* **Supplied information**:
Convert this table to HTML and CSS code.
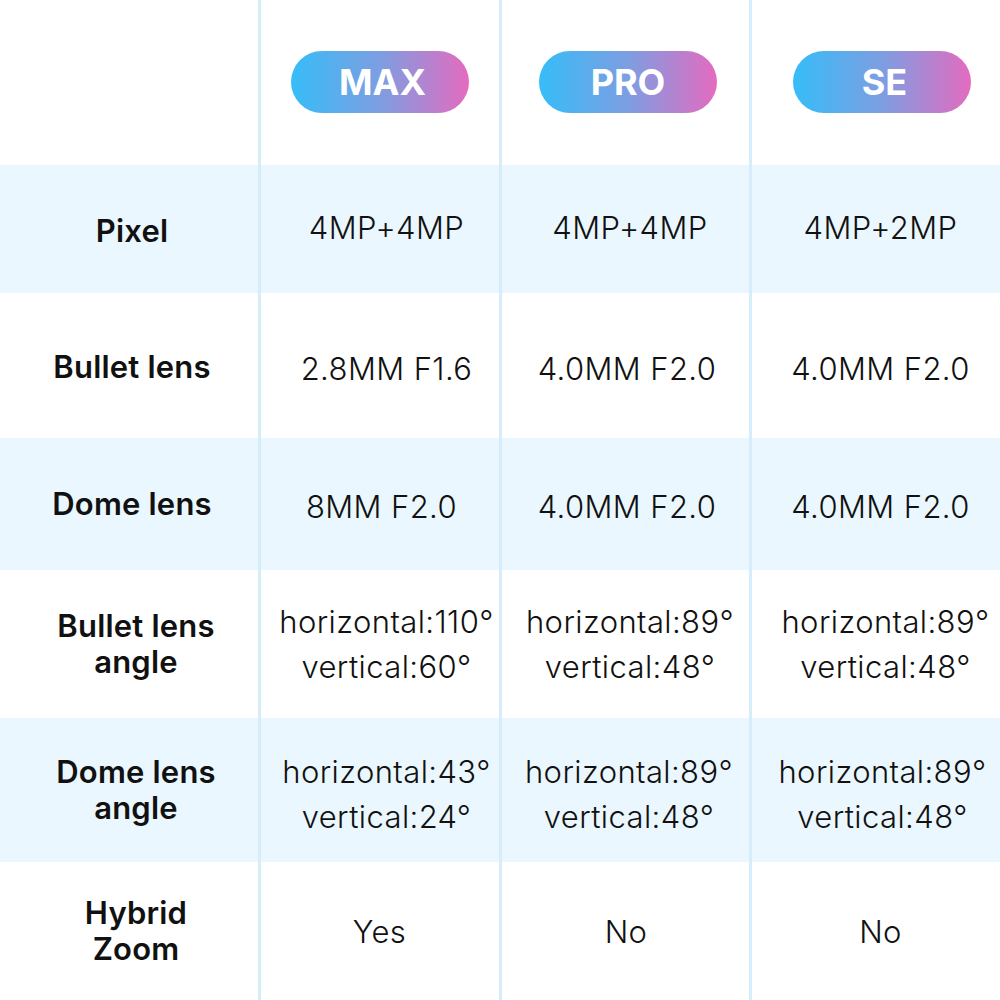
FILE: index.html
```html
<!DOCTYPE html>
<html lang="en">
<head>
<meta charset="utf-8">
<title>Comparison</title>
<link rel="stylesheet" href="styles.css">
</head>
<body>
<div class="table">
  <div class="row head">
    <div class="cell label"></div>
    <div class="cell"><span class="pill">MAX</span></div>
    <div class="cell"><span class="pill">PRO</span></div>
    <div class="cell"><span class="pill">SE</span></div>
  </div>
  <div class="row band r-pixel">
    <div class="cell label">Pixel</div>
    <div class="cell val">4MP+4MP</div>
    <div class="cell val">4MP+4MP</div>
    <div class="cell val">4MP+2MP</div>
  </div>
  <div class="row r-bullet">
    <div class="cell label">Bullet lens</div>
    <div class="cell val">2.8MM F1.6</div>
    <div class="cell val">4.0MM F2.0</div>
    <div class="cell val">4.0MM F2.0</div>
  </div>
  <div class="row band r-dome">
    <div class="cell label">Dome lens</div>
    <div class="cell val">8MM F2.0</div>
    <div class="cell val">4.0MM F2.0</div>
    <div class="cell val">4.0MM F2.0</div>
  </div>
  <div class="row r-bangle">
    <div class="cell label">Bullet lens<br>angle</div>
    <div class="cell val">horizontal:110°<br>vertical:60°</div>
    <div class="cell val">horizontal:89°<br>vertical:48°</div>
    <div class="cell val">horizontal:89°<br>vertical:48°</div>
  </div>
  <div class="row band r-dangle">
    <div class="cell label">Dome lens<br>angle</div>
    <div class="cell val">horizontal:43°<br>vertical:24°</div>
    <div class="cell val">horizontal:89°<br>vertical:48°</div>
    <div class="cell val">horizontal:89°<br>vertical:48°</div>
  </div>
  <div class="row r-hybrid">
    <div class="cell label">Hybrid<br>Zoom</div>
    <div class="cell val">Yes</div>
    <div class="cell val">No</div>
    <div class="cell val">No</div>
  </div>
  <div class="vline l1"></div>
  <div class="vline l2"></div>
  <div class="vline l3"></div>
</div>
</body>
</html>
```
FILE: styles.css
```css
html, body {
  margin: 0;
  padding: 0;
  background: #ffffff;
}
body {
  font-family: Inter, "Liberation Sans", sans-serif;
  color: #111111;
}
.table {
  position: relative;
  width: 1000px;
  height: 1000px;
  overflow: hidden;
}
.row {
  display: grid;
  grid-template-columns: 258px 243px 250px 249px;
}
.band {
  background: #eaf7fe;
}
.head { height: 165px; }
.r-pixel { height: 128px; }
.r-bullet { height: 145px; }
.r-dome { height: 132px; }
.r-bangle { height: 148px; }
.r-dangle { height: 144px; }
.r-hybrid { height: 138px; }
.cell {
  display: flex;
  align-items: center;
  justify-content: center;
  text-align: center;
  box-sizing: border-box;
}
.cell:nth-child(1) { padding-left: 6px; }
.cell:nth-child(2) { padding-left: 14px; }
.cell:nth-child(3) { padding-left: 8px; }
.cell:nth-child(4) { padding-left: 12px; }
.r-bangle .cell:nth-child(1),
.r-dangle .cell:nth-child(1),
.r-hybrid .cell:nth-child(1) { padding-left: 14px; }
.r-dome .cell:nth-child(2) { padding-left: 4px; }
.r-dome .cell:nth-child(3) { padding-left: 2px; }
.r-bullet .cell:nth-child(3) { padding-left: 2px; }
.r-bullet .cell:nth-child(4) { padding-left: 10px; }
.r-dome .cell:nth-child(4) { padding-left: 10px; }
.r-pixel .cell:nth-child(4) { padding-left: 10px; }
.r-bangle .cell:nth-child(4) { padding-left: 20px; }
.r-dangle .cell:nth-child(3) { padding-left: 6px; }
.r-dangle .cell:nth-child(4) { padding-left: 14px; }
.r-hybrid .cell:nth-child(2) { padding-left: 0; }
.r-hybrid .cell:nth-child(3) { padding-left: 0; }
.r-hybrid .cell:nth-child(4) { padding-left: 10px; }
.head .cell {
  align-items: flex-start;
  padding-top: 51px;
}
.head .cell:nth-child(2) { padding-left: 0; }
.head .cell:nth-child(3) { padding-left: 4px; }
.head .cell:nth-child(4) { padding-left: 12px; }
.label {
  font-weight: 600;
  font-size: 31px;
  line-height: 36px;
  letter-spacing: 0.2px;
}
.val {
  font-weight: 300;
  font-size: 31px;
  line-height: 45px;
  letter-spacing: 0.4px;
}
.r-pixel .label { padding-top: 4px; }
.r-pixel .val { padding-bottom: 4px; }
.r-bullet .label { padding-top: 2px; }
.r-bullet .val { padding-top: 6px; }
.r-dome .val { padding-top: 4px; }
.r-dome .label { padding-top: 0; }
.r-dangle .val { padding-top: 8px; }
.pill {
  display: inline-flex;
  align-items: center;
  justify-content: center;
  width: 178px;
  height: 62px;
  border-radius: 31px;
  background: linear-gradient(90deg, #36bdf8 0%, #7d9ee2 50%, #e46bbf 100%);
  color: #ffffff;
  font-weight: 700;
  font-size: 36px;
  padding-left: 6px;
  box-sizing: border-box;
}
.head .cell:nth-child(3) .pill { padding-left: 0; }
.vline {
  position: absolute;
  top: 0;
  bottom: 0;
  width: 3px;
  background: #d6eefc;
}
.l1 { left: 258px; }
.l2 { left: 499px; }
.l3 { left: 749px; }
```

* **What you will do**: Copy each line exactly, and leave the pictures out of your copy.

* **Solution to the exercise**:
Convert this table to HTML and CSS code.
FILE: index.html
```html
<!DOCTYPE html>
<html lang="en">
<head>
<meta charset="utf-8">
<title>Comparison</title>
<link rel="stylesheet" href="styles.css">
</head>
<body>
<div class="table">
  <div class="row head">
    <div class="cell label"></div>
    <div class="cell"><span class="pill">MAX</span></div>
    <div class="cell"><span class="pill">PRO</span></div>
    <div class="cell"><span class="pill">SE</span></div>
  </div>
  <div class="row band r-pixel">
    <div class="cell label">Pixel</div>
    <div class="cell val">4MP+4MP</div>
    <div class="cell val">4MP+4MP</div>
    <div class="cell val">4MP+2MP</div>
  </div>
  <div class="row r-bullet">
    <div class="cell label">Bullet lens</div>
    <div class="cell val">2.8MM F1.6</div>
    <div class="cell val">4.0MM F2.0</div>
    <div class="cell val">4.0MM F2.0</div>
  </div>
  <div class="row band r-dome">
    <div class="cell label">Dome lens</div>
    <div class="cell val">8MM F2.0</div>
    <div class="cell val">4.0MM F2.0</div>
    <div class="cell val">4.0MM F2.0</div>
  </div>
  <div class="row r-bangle">
    <div class="cell label">Bullet lens<br>angle</div>
    <div class="cell val">horizontal:110°<br>vertical:60°</div>
    <div class="cell val">horizontal:89°<br>vertical:48°</div>
    <div class="cell val">horizontal:89°<br>vertical:48°</div>
  </div>
  <div class="row band r-dangle">
    <div class="cell label">Dome lens<br>angle</div>
    <div class="cell val">horizontal:43°<br>vertical:24°</div>
    <div class="cell val">horizontal:89°<br>vertical:48°</div>
    <div class="cell val">horizontal:89°<br>vertical:48°</div>
  </div>
  <div class="row r-hybrid">
    <div class="cell label">Hybrid<br>Zoom</div>
    <div class="cell val">Yes</div>
    <div class="cell val">No</div>
    <div class="cell val">No</div>
  </div>
  <div class="vline l1"></div>
  <div class="vline l2"></div>
  <div class="vline l3"></div>
</div>
</body>
</html>
```
FILE: styles.css
```css
html, body {
  margin: 0;
  padding: 0;
  background: #ffffff;
}
body {
  font-family: Inter, "Liberation Sans", sans-serif;
  color: #111111;
}
.table {
  position: relative;
  width: 1000px;
  height: 1000px;
  overflow: hidden;
}
.row {
  display: grid;
  grid-template-columns: 258px 243px 250px 249px;
}
.band {
  background: #eaf7fe;
}
.head { height: 165px; }
.r-pixel { height: 128px; }
.r-bullet { height: 145px; }
.r-dome { height: 132px; }
.r-bangle { height: 148px; }
.r-dangle { height: 144px; }
.r-hybrid { height: 138px; }
.cell {
  display: flex;
  align-items: center;
  justify-content: center;
  text-align: center;
  box-sizing: border-box;
}
.cell:nth-child(1) { padding-left: 6px; }
.cell:nth-child(2) { padding-left: 14px; }
.cell:nth-child(3) { padding-left: 8px; }
.cell:nth-child(4) { padding-left: 12px; }
.r-bangle .cell:nth-child(1),
.r-dangle .cell:nth-child(1),
.r-hybrid .cell:nth-child(1) { padding-left: 14px; }
.r-dome .cell:nth-child(2) { padding-left: 4px; }
.r-dome .cell:nth-child(3) { padding-left: 2px; }
.r-bullet .cell:nth-child(3) { padding-left: 2px; }
.r-bullet .cell:nth-child(4) { padding-left: 10px; }
.r-dome .cell:nth-child(4) { padding-left: 10px; }
.r-pixel .cell:nth-child(4) { padding-left: 10px; }
.r-bangle .cell:nth-child(4) { padding-left: 20px; }
.r-dangle .cell:nth-child(3) { padding-left: 6px; }
.r-dangle .cell:nth-child(4) { padding-left: 14px; }
.r-hybrid .cell:nth-child(2) { padding-left: 0; }
.r-hybrid .cell:nth-child(3) { padding-left: 0; }
.r-hybrid .cell:nth-child(4) { padding-left: 10px; }
.head .cell {
  align-items: flex-start;
  padding-top: 51px;
}
.head .cell:nth-child(2) { padding-left: 0; }
.head .cell:nth-child(3) { padding-left: 4px; }
.head .cell:nth-child(4) { padding-left: 12px; }
.label {
  font-weight: 600;
  font-size: 31px;
  line-height: 36px;
  letter-spacing: 0.2px;
}
.val {
  font-weight: 300;
  font-size: 31px;
  line-height: 45px;
  letter-spacing: 0.4px;
}
.r-pixel .label { padding-top: 4px; }
.r-pixel .val { padding-bottom: 4px; }
.r-bullet .label { padding-top: 2px; }
.r-bullet .val { padding-top: 6px; }
.r-dome .val { padding-top: 4px; }
.r-dome .label { padding-top: 0; }
.r-dangle .val { padding-top: 8px; }
.pill {
  display: inline-flex;
  align-items: center;
  justify-content: center;
  width: 178px;
  height: 62px;
  border-radius: 31px;
  background: linear-gradient(90deg, #36bdf8 0%, #7d9ee2 50%, #e46bbf 100%);
  color: #ffffff;
  font-weight: 700;
  font-size: 36px;
  padding-left: 6px;
  box-sizing: border-box;
}
.head .cell:nth-child(3) .pill { padding-left: 0; }
.vline {
  position: absolute;
  top: 0;
  bottom: 0;
  width: 3px;
  background: #d6eefc;
}
.l1 { left: 258px; }
.l2 { left: 499px; }
.l3 { left: 749px; }
```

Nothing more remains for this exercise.